Sunday, February 1, 2015

Don't Buy a Single Family Home in California

This blog emphasizes condos and townhomes, which have their own set of problems such as a mismanaged HOA, special assessments, and general volatility. With that said, I prefer to own a single family home. With a single family home you get your own yard, you usually get to modify it to suit your tastes, and you usually don't have to worry about the HOA monitoring the use of your property.

But despite that, some of the older single family homes in established California areas might be the WORST real estate investment you can make. They were GREAT investments for their long time owners, but for those trying to buy one today, don't be surprised to get a rude awakening in the future.

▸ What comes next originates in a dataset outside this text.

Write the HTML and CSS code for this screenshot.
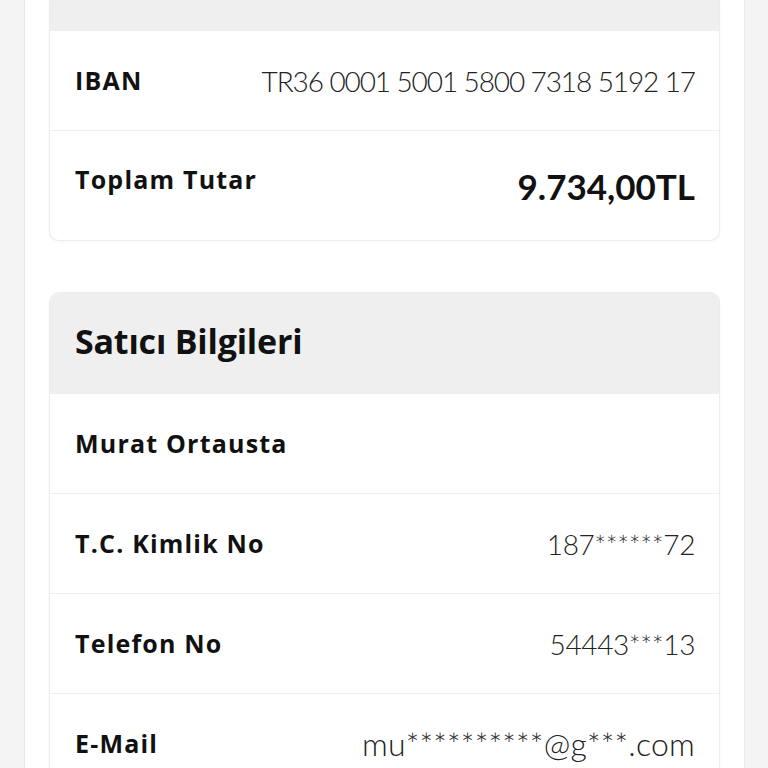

For one, there is Proposition 13, which limits the annual tax increases at 2%. Scour Redfin.com , focus in on established, older communities such as Beverly Hills, San Gabriel, Burbank, Glendale, Torrance, etc and you will see many homes listed for $700,000 and above that have property tax assessments of less than $1,000.  If you were to buy a $700,000 home right now, you will be assessed somewhere in the neighborhood of $8,000 per year. So the current owner with the cheap property tax has a disincentive to sell. The result? A block full of old timer homeowners who are reluctant to sell their under-assessed homes, and end up passing away and bequeathing these old homes to their children. Wealth is passed down the generations. This leads to a lack of supply, which drives up prices for newer buyers looking to buy in those neighborhoods.

To compound the problem, single family homes are usually much older than condos and townhomes. Sure, people balk at paying HOA dues but keep in mind that these old single family homes are usually not particularly well-maintained.  While the old owner enjoyed paying the tiny tax bill and the home when it was newer, he ends up selling you a much older home completely with deferred maintenance and a sharply higher tax bill when you take ownership.

And we're not done there. Mortgage rates were around 18% in the early 80's, which meant buyers were not able to afford the large loan balances prevalent today. From the early 80's, mortgage rates gradually fell through the years, going to 8% in the 90's to the sub 4% we have today. And guess what? Home sellers raised their asking prices to account for the lower monthly payments afforded by low mortgage rates. The result is a home price that appreciated much higher than the rate of inflation in the past 30 years.

Combine the lower rates with Proposition 13 and now you have the 800 square foot home in Culver City that commands $700,000. Repairs or warranties not provided. Property needs "TLC".

Realtors will tell you to hurry and buy before rates go up. But what will happen if rates go up? The home price will come down. But isn't the economy improving and thus home prices will appreciate? Perhaps, but an improving economy is synonymous with rising interest rates. And if rates rise, prices will have to fall.